Битва при реке Тицине.
Римляне принялись наводить мост через Тицин, а Ганнибал тем временем отправляет отряд нумидийской конницы грабить владения союзников римского народа, чтобы заставить эти галльские племена отказаться от союза с Римом. Когда же мост был готов и римляне, завершив переправу, разбили лагерь в семи или восьми километрах от карфагенского лагеря, Ганнибал созвал еще одну сходку и опять обещал воинам богатейшие награды – деньги, землю в Италии, в Африке, в Испании (кто где пожелает), полные права гражданства в Карфагене (тем, кто ими не владел), даже свободу рабам, которые примут участие в битве вместе со своими хозяевами (хозяевам он пообещал вернуть по два новых невольника за каждого отпущенного на волю раба). А чтобы никто не сомневался, что все обещания будут исполнены, он взял в правую руку камень, левой ухватил за шею ягненка и воскликнул, обращаясь к Юпитеру и остальным богам:
– Если я нарушу свое слово, предайте меня, боги, такой же смерти, какой я предаю ягненка! – и с этими словами размозжил ягненку голову.

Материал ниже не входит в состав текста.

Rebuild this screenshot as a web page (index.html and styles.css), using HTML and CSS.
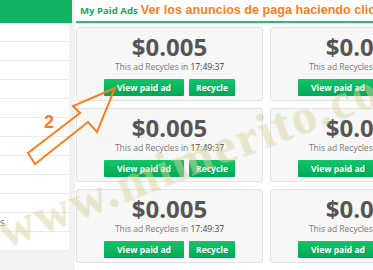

После такой клятвы карфагенянам казалось, будто сами боги поручились каждому в отдельности, что надежды его сбудутся, и все с нетерпением ждали сражения. Римский же лагерь, напротив, был охвачен унынием. Мало того, что римляне вообще сомневались в своих силах, – их пугали вдобавок дурные предзнаменования. Средь бела дня в лагерь забежал волк, перекусал всех, кто ни попался ему на пути, и благополучно ушел от погони. На дерево, в тени которого стояла палатка консула, уселся рой пчел. Корнелий совершил особые жертвоприношения, чтобы утишить гнев богов, о котором возвестили злые знамения, а затем во главе конницы и легкой пехоты вышел на разведку. На полпути к неприятельскому лагерю он повстречался с Ганнибалом, который тоже осматривал местность с отрядом конницы. Увидев густые облака пыли, которые с каждой минутою сгущались все больше, и римляне, и пунийцы остановились и принялись строиться к бою.